If it had not been for Covid, I could have been at my aunt’s hospital bedside that first evening to see her and hold her hand and tell her what she meant to me.

If it had not been for Covid, I could have been with my uncle and cousins when she died.

If it had not been for Covid, I could have been at her funeral.

If it had not been for Covid, I could have sat with my uncle and cousins for the shiva [Jewish mourning period] and remembered the good times and the sad times and the funny times….and could have experienced all that these rituals of mourning do to help us live through the first hours and days after someone has died.

So….What Did I Do? How Did I Cope?

I coped and my family coped. How did we manage? We managed through the wonders of technology. In the three days leading up to my aunt’s death, we [cousins, nieces and nephews, grandchildren] all spoke to each other by telephone and by text and email. We spoke to our uncle. We felt so connected to each other; it was a gift.

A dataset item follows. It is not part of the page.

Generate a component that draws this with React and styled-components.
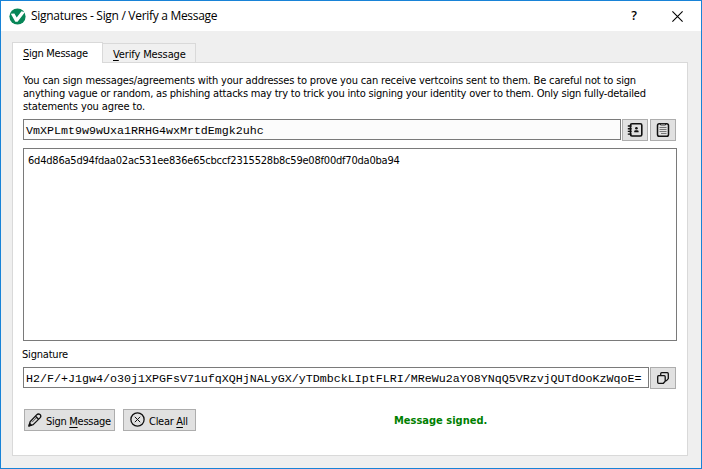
import React from "react";
import styled, { createGlobalStyle } from "styled-components";

const GlobalStyle = createGlobalStyle`
  * { box-sizing: border-box; }
  body { margin: 0; }
`;

const Window = styled.main`
  width: 702px;
  height: 469px;
  display: flex;
  flex-direction: column;
  border: 1px solid #1883d7;
  background: #efefef;
  color: #000;
  font: 11px/13px "DejaVu Sans Condensed", "DejaVu Sans", sans-serif;
  white-space: nowrap;
`;

const TitleBar = styled.header`
  height: 30px;
  flex: none;
  display: flex;
  align-items: center;
  padding: 0 18px 0 8px;
  background: #fff;
`;

const Title = styled.h1`
  flex: 1;
  margin: 0 0 0 5px;
  font: 400 12px/16px "Open Sans", sans-serif;
  letter-spacing: -0.3px;
`;

const CaptionButton = styled.button`
  display: flex;
  padding: 0;
  margin-left: 35px;
  border: 0;
  background: none;
  color: #000;
  font: 600 12.5px/16px "Open Sans", sans-serif;
`;

const Body = styled.div`
  flex: 1;
  display: flex;
  flex-direction: column;
  padding: 11px 13px 12px 11px;
`;

const Tabs = styled.nav`
  height: 21px;
  flex: none;
  display: flex;
  align-items: flex-end;
`;

const Tab = styled.button`
  width: ${(p) => (p.$active ? 91 : 93)}px;
  height: ${(p) => (p.$active ? 21 : 19)}px;
  margin-bottom: ${(p) => (p.$active ? 0 : 1)}px;
  padding: ${(p) => (p.$active ? "0 0 0 10px" : "3px 0 0 10px")};
  border: 1px solid #d9d9d9;
  border-bottom: 0;
  border-left-width: ${(p) => (p.$active ? 1 : 0)}px;
  background: ${(p) => (p.$active ? "#fff" : "#f0f0f0")};
  color: #000;
  font: inherit;
  letter-spacing: ${(p) => (p.$active ? -0.28 : -0.13)}px;
  text-align: left;
  position: relative;
  z-index: 1;
`;

const Panel = styled.section`
  flex: 1;
  display: flex;
  flex-direction: column;
  margin-top: -1px;
  padding: 11px 10px 0;
  border: 1px solid #d9d9d9;
  background: #fff;
`;

const Intro = styled.p`
  height: 45px;
  flex: none;
  margin: 0;
`;

const Line = styled.span`
  display: block;
  letter-spacing: ${(p) => p.$spacing}px;
`;

const FieldRow = styled.div`
  height: 22px;
  flex: none;
  display: flex;
  align-items: flex-start;
`;

const Field = styled.div`
  flex: 1;
  height: 21px;
  padding: 4px 2px 0;
  margin-right: 1px;
  border: 1px solid #7a7a7a;
  background: ${(p) => (p.$shaded ? "#fcfcfc" : "#fff")};
  font: 11.667px/14px "Courier New", "Liberation Mono", monospace;
`;

const MessageBox = styled.div`
  height: 193px;
  flex: none;
  margin-top: 7px;
  padding: 5px 4px;
  border: 1px solid #7a7a7a;
  letter-spacing: -0.21px;
`;

const Label = styled.div`
  height: 26px;
  flex: none;
  padding-top: 7px;
  margin-left: -1px;
  letter-spacing: -0.2px;
`;

const IconButton = styled.button`
  width: 26px;
  height: 22px;
  flex: none;
  display: flex;
  align-items: center;
  justify-content: center;
  padding: 0;
  margin-right: ${(p) => (p.$gap ? 2 : 1)}px;
  border: 1px solid #adadad;
  background: #e1e1e1;
`;

const Actions = styled.footer`
  display: flex;
  align-items: center;
  height: 22px;
  margin: 20px 0 0 1px;
`;

const ActionButton = styled.button`
  width: ${(p) => p.$width}px;
  height: 22px;
  display: flex;
  align-items: center;
  gap: ${(p) => p.$gap}px;
  padding: 3px 0 0 ${(p) => p.$inset}px;
  margin-right: 8px;
  border: 1px solid #adadad;
  background: #e1e1e1;
  color: #000;
  font: inherit;
  letter-spacing: -0.28px;

  svg { flex: none; margin-top: -4px; }
`;

const Status = styled.strong`
  margin-left: 190px;
  color: #008000;
  font-weight: 700;
`;

const Key = styled.span`
  text-decoration: underline;
  text-underline-offset: 1.5px;
  text-decoration-thickness: 1px;
  text-decoration-skip-ink: none;
`;

const Logo = () => (
  <svg width="17" height="17" viewBox="0 0 17 17">
    <circle cx="8.5" cy="8.5" r="8.1" fill="#078657" />
    <path d="M1.8 5.8l3.6-.3 2.3 4 4.800-6.200 3.400.9-7.300 9.500H6.300z" fill="#fff" />
  </svg>
);

const CloseIcon = () => (
  <svg width="11" height="11" viewBox="0 0 11 11" stroke="#000" strokeWidth="1.1">
    <path d="M.4.4l10.2 10.2M10.6.4L.4 10.6" />
  </svg>
);

const AddressBookIcon = () => (
  <svg width="16" height="16" viewBox="0 0 16 16" fill="none" stroke="#111">
    <rect x="3.5" y="1.700" width="11.300" height="12.300" rx="1.500" strokeWidth="1.600" />
    <path d="M.8 4h3.8M.8 6.700h3.800M.8 9.400h3.800M.8 12.100h3.800" strokeWidth="1.400" />
    <circle cx="9.400" cy="6.200" r="1.300" fill="#111" stroke="none" />
    <path d="M7.200 10.300V9.100c0-1 4.400-1 4.400 0v1.200z" fill="#111" stroke="none" />
  </svg>
);

const ClipboardIcon = () => (
  <svg width="14" height="16" viewBox="0 0 14 16" fill="none" stroke="#111">
    <rect x="1.500" y="1.700" width="11" height="12.600" rx="1.800" strokeWidth="1.500" />
    <path d="M4.500 1.500h5v1.500h-5z" fill="#bbb" strokeWidth=".8" />
    <path d="M3.500 5.500h7M3.500 7.500h7M3.500 9.500h7M5 11.500h5.500" stroke="#777" strokeWidth="1" />
  </svg>
);

const CopyIcon = () => (
  <svg width="12" height="12" viewBox="0 0 12 12" fill="none" stroke="#111" strokeWidth="1.3">
    <path d="M3.700 3.600V1.700q0-1 1-1h5.600q1 0 1 1v4.900l-1.800 2H8.200" />
    <path d="M1.600 3.700h5.600q1 0 1 1v4.600L6.400 11.300H1.700q-1 0-1-1V4.700q0-1 .9-1z" />
  </svg>
);

const PenIcon = () => (
  <svg width="14" height="14" viewBox="0 0 14 14" fill="none" stroke="#111" strokeWidth="1.300" strokeLinejoin="round">
    <path d="M1 13l1.100-4.200L8.600 1.900c1-1 2.200-1.300 3.400-.3 1.100 1 1 2.200 0 3.300L5.200 11.600z" />
    <path d="M1 13l.7-2.500 1.700 1.700z" fill="#111" />
    <path d="M7.500 3.300l3 2.900" strokeWidth="1.500" />
    <path d="M4.100 9.200l4.200-4.400" strokeWidth=".7" />
  </svg>
);

const ClearIcon = () => (
  <svg width="15" height="15" viewBox="0 0 15 15" fill="none" stroke="#111">
    <circle cx="7.500" cy="7.500" r="6.600" strokeWidth="1.300" />
    <path d="M4.800 4.800l5.400 5.400M10.200 4.800l-5.400 5.400" strokeWidth="1" />
  </svg>
);

export default function App() {
  return (
    <>
      <GlobalStyle />
      <Window>
        <TitleBar>
          <Logo />
          <Title>Signatures - Sign / Verify a Message</Title>
          <CaptionButton>?</CaptionButton>
          <CaptionButton aria-label="Close"><CloseIcon /></CaptionButton>
        </TitleBar>
        <Body>
          <Tabs>
            <Tab $active><Key>S</Key>ign Message</Tab>
            <Tab><Key>V</Key>erify Message</Tab>
          </Tabs>
          <Panel>
            <Intro>
              <Line $spacing={-0.163}>You can sign messages/agreements with your addresses to prove you can receive vertcoins sent to them. Be careful not to sign</Line>
              <Line $spacing={-0.208}>anything vague or random, as phishing attacks may try to trick you into signing your identity over to them. Only sign fully-detailed</Line>
              <Line $spacing={-0.12}>statements you agree to.</Line>
            </Intro>
            <FieldRow>
              <Field $shaded>VmXPLmt9w9wUxa1RRHG4wxMrtdEmgk2uhc</Field>
              <IconButton $gap aria-label="Address book"><AddressBookIcon /></IconButton>
              <IconButton aria-label="Paste"><ClipboardIcon /></IconButton>
            </FieldRow>
            <MessageBox>6d4d86a5d94fdaa02ac531ee836e65cbccf2315528b8c59e08f00df70da0ba94</MessageBox>
            <Label>Signature</Label>
            <FieldRow>
              <Field>H2/F/+J1gw4/o30j1XPGFsV71ufqXQHjNALyGX/yTDmbckLIptFLRI/MReWu2aYO8YNqQ5VRzvjQUTdOoKzWqoE=</Field>
              <IconButton aria-label="Copy"><CopyIcon /></IconButton>
            </FieldRow>
            <Actions>
              <ActionButton $width={91} $inset={3} $gap={4}>
                <PenIcon />
                <span>Sign <Key>M</Key>essage</span>
              </ActionButton>
              <ActionButton $width={73} $inset={6} $gap={4}>
                <ClearIcon />
                <span>Clear <Key>A</Key>ll</span>
              </ActionButton>
              <Status>Message signed.</Status>
            </Actions>
          </Panel>
        </Body>
      </Window>
    </>
  );
}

The graveside funeral was ‘zoomed’ so those attending virtually could see each other as well as those few mourners who were able to attend in person. Was it as meaningful as being there in person? For me, it was not, but still, I so appreciated that I was there at least virtually. I so wanted to reach out and give my uncle and my cousins a hug. I could not do that, but even if I had been there in person, touching would have been limited to elbows perhaps.

That evening, after the funeral, my cousins organized a Zoom shiva. There were more than 70 people on the call. Again, I felt very connected to my cousins and uncle, the mourners and I loved hearing some stories from my aunt’s old neighbours, old friends and colleagues. My cousins had been busy collecting photos the last few days and they showed us a wonderful photo collage of their mother’s life.

Now, today is the day after the funeral and after the zoom shiva. Only one week ago today, my aunt suffered her heart attack. It is hard to believe all that has happened in one week; hard to process the loss. But, that would be true even if not for Covid. That is the reality of Loss…..and of life.

Covid – 19 has changed our lives; changed our world. No where has it changed us more than in regard to death and dying. We have been deprived of almost all our usual rituals surrounding death. Those rituals, whatever they are, whatever your culture or religion or practice, give an order, a structure to our days, especially to our days and lives regarding death and dying.

We have no choice. Large gatherings of people are forbidden; we have been told not to share food; we need to stay six feet away from others; we must wear masks; we must wash / sanitize our hands.

The little choice that we do have is how we can accept the rules and regulations, which are, of course, for our safety and the safety of others, and we can adapt. We can—and will—find meaning and comfort in other ways. We can look forward to the day when we can meet and even embrace our friends; we can plan for a memorial service or other gathering to mourn our losses and celebrate the lives of those we loved.